In the listing below, how many lines contain the word "components"? Please respond with the number only.

— RECORDS SUPPLIED —
━━━━━━━━

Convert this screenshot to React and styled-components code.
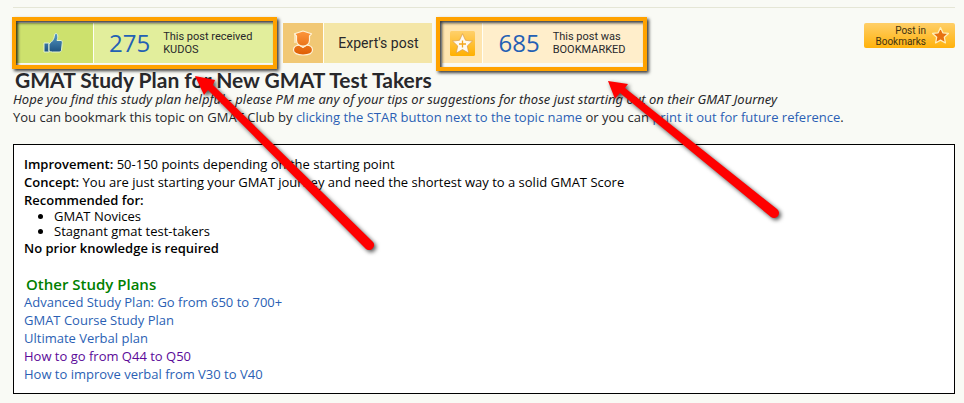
import React from 'react';
import styled, { createGlobalStyle } from 'styled-components';

const GlobalStyle = createGlobalStyle`
    * {
        box-sizing: border-box;
    }
    body {
        margin: 0;
        background: #f9faf5;
        color: #28282b;
        font-family: 'Open Sans', sans-serif;
        font-size: 13px;
        line-height: 18px;
    }
`;

const Page = styled.main`
    position: relative;
    padding: 7px 9px 9px 13px;
`;

const Toolbar = styled.header`
    display: flex;
    align-items: flex-start;
    padding-top: 15px;
    border-top: 1px solid #e5e6d6;
`;

const Badge = styled.div`
    position: relative;
    display: flex;
    height: 40px;
    margin-right: ${p => p.$gap || 0}px;
    background: ${p => p.$color};
`;

const BadgeIcon = styled.div`
    display: flex;
    align-items: center;
    justify-content: center;
    width: ${p => p.$width}px;
    border-right: 1px solid #fffef5;
    background: ${p => p.$color};
`;

const BadgeBody = styled.div`
    display: flex;
    align-items: center;
    gap: 13px;
    padding: 0 ${p => p.$right}px 0 ${p => p.$left}px;
    font-size: 14px;
`;

const Label = styled.span`
    font-family: Roboto, sans-serif;
`;

const Count = styled.strong`
    font-size: 24px;
    font-weight: normal;
    color: #2360b4;
`;

const Caption = styled.span`
    font-family: Roboto, sans-serif;
    font-size: 11px;
    line-height: 13px;
    white-space: nowrap;
`;

const Highlight = styled.span`
    position: absolute;
    top: -6px;
    right: -4px;
    bottom: ${p => p.$bottom}px;
    left: ${p => p.$left}px;
    border: 4px solid #ffa200;
    box-shadow: 2px 2px 3px #000000c0, inset 2px 2px 3px #000000c0;
`;

const BookmarkButton = styled.button`
    display: flex;
    align-items: center;
    justify-content: flex-end;
    gap: 5px;
    height: 25px;
    margin-left: auto;
    padding: 0 5px 0 11px;
    border: 0;
    border-radius: 2px;
    background: linear-gradient(#ffcf68, #ffb20c);
    color: #3f3210;
    font-family: Roboto, sans-serif;
    font-size: 10px;
    line-height: 11px;
    text-align: right;
    cursor: pointer;
`;

const Title = styled.h1`
    margin: 6px 0 0;
    padding-left: 2px;
    font-family: Lato, sans-serif;
    font-size: 21px;
    font-weight: bold;
    line-height: 21px;
`;

const Line = styled.p`
    margin: 0;
`;

const Intro = styled(Line)`
    font-family: 'Noto Sans', sans-serif;
    font-style: italic;
`;

const Link = styled.a`
    color: ${p => (p.$visited ? '#5b0a99' : '#2b5fb4')};
    text-decoration: none;
`;

const Panel = styled.section`
    margin-top: 18px;
    padding: 10px;
    border: 1px solid #000;
    background: #fff;
    color: #000;

    b {
        font-weight: 600;
    }
`;

const List = styled.ul`
    margin: 0;
    padding-left: 30px;
    line-height: 15px;
`;

const Subtitle = styled.h2`
    margin: 18px 0 0;
    padding-left: 2px;
    font-size: 15px;
    font-weight: 600;
    line-height: 18px;
    color: #008000;
`;

const Links = styled.ul`
    margin: 0;
    padding: 0;
    list-style: none;
`;

const Arrows = styled.svg`
    position: absolute;
    top: 0;
    left: 0;
    pointer-events: none;
    filter: drop-shadow(2px 2px 2px #000000b0);
`;

const STAR = 'M12 2 L15 8.6 L22 9.4 L16.8 14.2 L18.2 21.4 L12 17.8 L5.8 21.4 L7.2 14.2 L2 9.4 L9 8.6 Z';

const plans = [
    { title: 'Advanced Study Plan: Go from 650 to 700+' },
    { title: 'GMAT Course Study Plan' },
    { title: 'Ultimate Verbal plan' },
    { title: 'How to go from Q44 to Q50', visited: true },
    { title: 'How to improve verbal from V30 to V40' }
];

const ThumbIcon = () => (
    <svg width="20" height="22" viewBox="0 0 20 22">
        <defs>
            <linearGradient id="thumb" x1="0" y1="0" x2="0" y2="22" gradientUnits="userSpaceOnUse">
                <stop offset="0" stopColor="#5aa0cc" />
                <stop offset="1" stopColor="#174a78" />
            </linearGradient>
        </defs>
        <g fill="url(#thumb)" stroke="#e2f3d2" strokeWidth="1">
            <path d="M1 11h5v9H1z" />
            <path d="M6 12 C9 9.5 11 8 11.5 3 C11.7 1 14.5 .6 14.8 4 C14.8 6 14.3 7 14 8.5 H18 C19.3 8.7 19.5 10 19.2 11.5 L18.5 18 C18.2 19.4 17.5 20 16 20 H9.5 C8 20 7 19.5 6 19 Z" />
        </g>
    </svg>
);

const ExpertIcon = () => (
    <svg width="22" height="26" viewBox="0 0 22 26">
        <defs>
            <linearGradient id="expert" x1="0" y1="0" x2="0" y2="26" gradientUnits="userSpaceOnUse">
                <stop offset="0" stopColor="#ff9a40" />
                <stop offset="1" stopColor="#dd5a00" />
            </linearGradient>
        </defs>
        <g fill="url(#expert)" stroke="#fff3d8" strokeWidth="1.2" strokeLinejoin="round">
            <path d="M1.5 20 C1.5 16.5 4 15.3 7.5 15 L11 17.5 L14.5 15 C18 15.3 20.5 16.5 20.5 20 C20.5 23 17 25 11 25 S1.5 23 1.5 20 Z" />
            <path d="M2.5 3.8 L11 1 L19.5 3.8 L17.5 6 V10.5 C17.5 14 14 16.2 11 16.2 S4.5 14 4.5 10.5 V6 Z" />
            <path d="M3 4 V13" fill="none" />
        </g>
    </svg>
);

const SaveIcon = () => (
    <svg width="25" height="25" viewBox="0 0 25 25">
        <defs>
            <linearGradient id="save" x1="0" y1="0" x2="0" y2="1">
                <stop offset="0" stopColor="#ffd06b" />
                <stop offset="1" stopColor="#ffb000" />
            </linearGradient>
        </defs>
        <rect width="25" height="25" rx="1.5" fill="url(#save)" />
        <path d={STAR} transform="translate(.5 .7)" fill="#fffaf0" stroke="#d89b49" strokeWidth=".7" strokeLinejoin="round" />
        <path d="M12.5 9.5v7M9 13h7" stroke="#f3a51c" strokeWidth="1.3" />
    </svg>
);

const StarIcon = () => (
    <svg width="19" height="19" viewBox="0 0 24 24">
        <path d={STAR} fill="#e87110" stroke="#fff0bd" strokeWidth="1.6" strokeLinejoin="round" />
    </svg>
);

const App = () => (
    <>
        <GlobalStyle />
        <Page>
            <Toolbar>
                <Badge $color="#e2ee9c" $gap={10}>
                    <BadgeIcon $width={81} $color="#cde16d"><ThumbIcon /></BadgeIcon>
                    <BadgeBody $left={15} $right={21}>
                        <Count>275</Count>
                        <Caption>This post received<br />KUDOS</Caption>
                    </BadgeBody>
                    <Highlight $left={-1} $bottom={-6} />
                </Badge>
                <Badge $color="#f4e6a7" $gap={10}>
                    <BadgeIcon $width={41} $color="#f1c875"><ExpertIcon /></BadgeIcon>
                    <BadgeBody $left={14} $right={14}><Label>Expert's post</Label></BadgeBody>
                </Badge>
                <Badge $color="#ffeecb">
                    <BadgeIcon $width={41} $color="#ffe5af"><SaveIcon /></BadgeIcon>
                    <BadgeBody $left={15} $right={17}>
                        <Count>685</Count>
                        <Caption>This post was<br />BOOKMARKED</Caption>
                    </BadgeBody>
                    <Highlight $left={-6} $bottom={-8} />
                </Badge>
                <BookmarkButton type="button">
                    <span>Post in<br />Bookmarks</span>
                    <StarIcon />
                </BookmarkButton>
            </Toolbar>
            <Title>GMAT Study Plan for New GMAT Test Takers</Title>
            <Intro>
                Hope you find this study plan helpful - please PM me any of your tips or suggestions for those just starting out on their GMAT Journey
            </Intro>
            <Line>
                You can bookmark this topic on GMAT Club by <Link href="#star">clicking the STAR button next to the topic name</Link> or you can <Link href="#print">print it out for future reference</Link>.
            </Line>
            <Panel>
                <Line><b>Improvement:</b> 50-150 points depending on the starting point</Line>
                <Line><b>Concept:</b> You are just starting your GMAT journey and need the shortest way to a solid GMAT Score</Line>
                <Line><b>Recommended for:</b></Line>
                <List>
                    <li>GMAT Novices</li>
                    <li>Stagnant gmat test-takers</li>
                </List>
                <Line><b>No prior knowledge is required</b></Line>
                <Subtitle>Other Study Plans</Subtitle>
                <Links>
                    {plans.map(plan => (
                        <li key={plan.title}>
                            <Link href="#plan" $visited={plan.visited}>{plan.title}</Link>
                        </li>
                    ))}
                </Links>
            </Panel>
            <Arrows width="800" height="270" fill="#fe0000" aria-hidden="true">
                <path d="M195 76 L215 80 L213 85 L373 242 A5 5 0 0 1 366 249 L208 90 L204 95 Z" />
                <path d="M608 81 L628 84 L625 88 L777 209 A5 5 0 0 1 771 217 L620 93 L615 99 Z" />
            </Arrows>
        </Page>
    </>
);

export default App;
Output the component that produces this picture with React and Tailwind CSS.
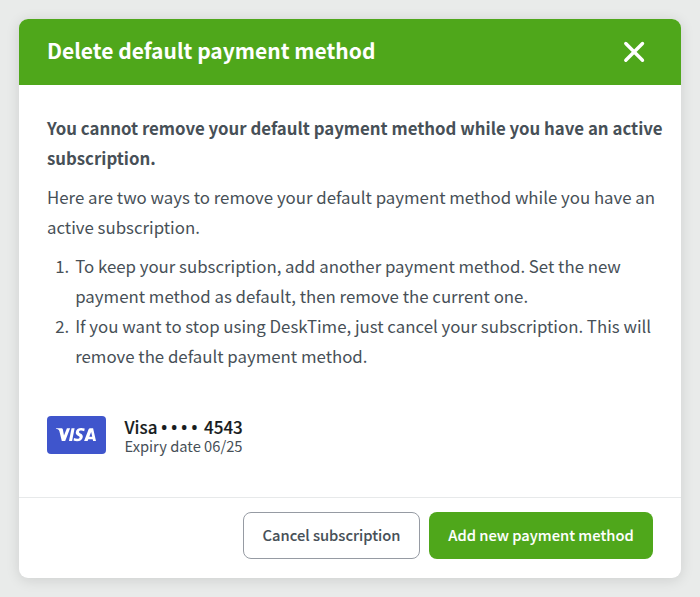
const steps = [
  ['To keep your subscription, add another payment method. Set the new', 'payment method as default, then remove the current one.'],
  ['If you want to stop using DeskTime, just cancel your subscription. This will', 'remove the default payment method.'],
];

function CloseIcon() {
  return (
    <svg width="22" height="22" viewBox="0 0 22 22" fill="none" stroke="white" strokeWidth="3.4" strokeLinecap="round">
      <path d="M2.8 2.5 19.5 19.2M19.5 2.5 2.8 19.2" />
    </svg>
  );
}

function VisaCard() {
  return (
    <svg width="59" height="38" viewBox="0 0 59 38" className="shrink-0">
      <rect width="59" height="38" rx="4" fill="#3f55cc" />
      <g fill="white">
        <path d="M9 12.2H14.1C15.1 12.2 15.7 12.6 15.9 13.6L17 19.6 19.9 12.2H23.1L18.2 25.1H14.8L12.4 15.2C12.2 14.4 11.9 14 11.2 13.6 10.5 13.2 9.7 12.9 8.9 12.7Z" />
        <path d="M24.5 12.2H27.6L25.1 25.1H22Z" />
        <path d="M37.7 12.6 37.2 15.2C34.4 14.1 32 14.6 32 15.9 32 17.5 36.3 17.5 35.8 21 35.3 24.9 30.8 26.1 26.5 24.6L27 21.9C29.8 23.2 32.5 22.7 32.6 21.4 32.7 19.8 28.5 19.7 28.8 16.3 29.1 12.5 33.2 11.1 37.7 12.6Z" />
        <path fillRule="evenodd" d="M43.1 12.2H46.1L49 25.1H46.1L45.7 23.2H41.3L40.6 25.1H37.1L41.6 13.2C41.9 12.5 42.4 12.2 43.1 12.2ZM44.2 16 42.3 20.8H45.2Z" />
      </g>
    </svg>
  );
}

export default function App() {
  return (
    <div className="h-[597px] w-[700px] overflow-hidden bg-[#e9ebea] pl-[19px] pt-[19px] font-['Noto_Sans_CJK_SC',sans-serif] text-[#475057]">
      <div className="flex h-[559px] w-[662px] flex-col overflow-hidden rounded-[9px] bg-white shadow-[0_2px_14px_rgba(0,0,0,0.12)]">
        <header className="flex h-[65.5px] shrink-0 items-center justify-between bg-[#4fa71b] pl-7 pr-9 text-white">
          <h1 className="whitespace-nowrap pb-[3px] text-[21px] font-bold leading-[30px]">Delete default payment method</h1>
          <button aria-label="Close"><CloseIcon /></button>
        </header>
        <main className="flex grow flex-col whitespace-nowrap pl-7 pt-[28.5px] text-[16.82px] leading-[30px]">
          <p className="font-bold">You cannot remove your default payment method while you have an active<br />subscription.</p>
          <p className="mt-[8.5px]">Here are two ways to remove your default payment method while you have an<br />active subscription.</p>
          <ol className="mt-[9px] list-decimal pl-[26px]">
            {steps.map((lines) => (
              <li key={lines[0]} className="pl-[2.2px]">{lines[0]}<br />{lines[1]}</li>
            ))}
          </ol>
          <div className="mt-[45px] flex items-start gap-[18.5px]">
            <VisaCard />
            <div className="pt-[1px]">
              <div className="flex h-[19.5px] text-[17px] font-medium leading-[20px] text-[#171c20] [-webkit-text-stroke:0.15px]">
                <span className="w-[34.5px]">Visa</span>
                <span className="flex w-[45px] font-['Open_Sans',sans-serif]">
                  {[0, 1, 2, 3].map((i) => (
                    <span key={i} className="flex w-[10.1px] justify-center text-[15.5px] font-bold">•</span>
                  ))}
                </span>
                <span>4543</span>
              </div>
              <div className="text-[14.7px] leading-[20px]">Expiry date 06/25</div>
            </div>
          </div>
        </main>
        <footer className="flex h-[81px] shrink-0 items-start justify-end gap-[9px] whitespace-nowrap border-t border-[#e7e9ea] pr-7 pt-[14px] text-[14.72px] font-medium [-webkit-text-stroke:0.08px]">
          <button className="h-[47px] w-[177px] rounded-[8px] border border-[#969ba3]">Cancel subscription</button>
          <button className="h-[47px] w-[224px] rounded-[8px] bg-[#4fa71b] text-white">Add new payment method</button>
        </footer>
      </div>
    </div>
  );
}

━━━━━━━━

— CORRECT RESPONSE —
2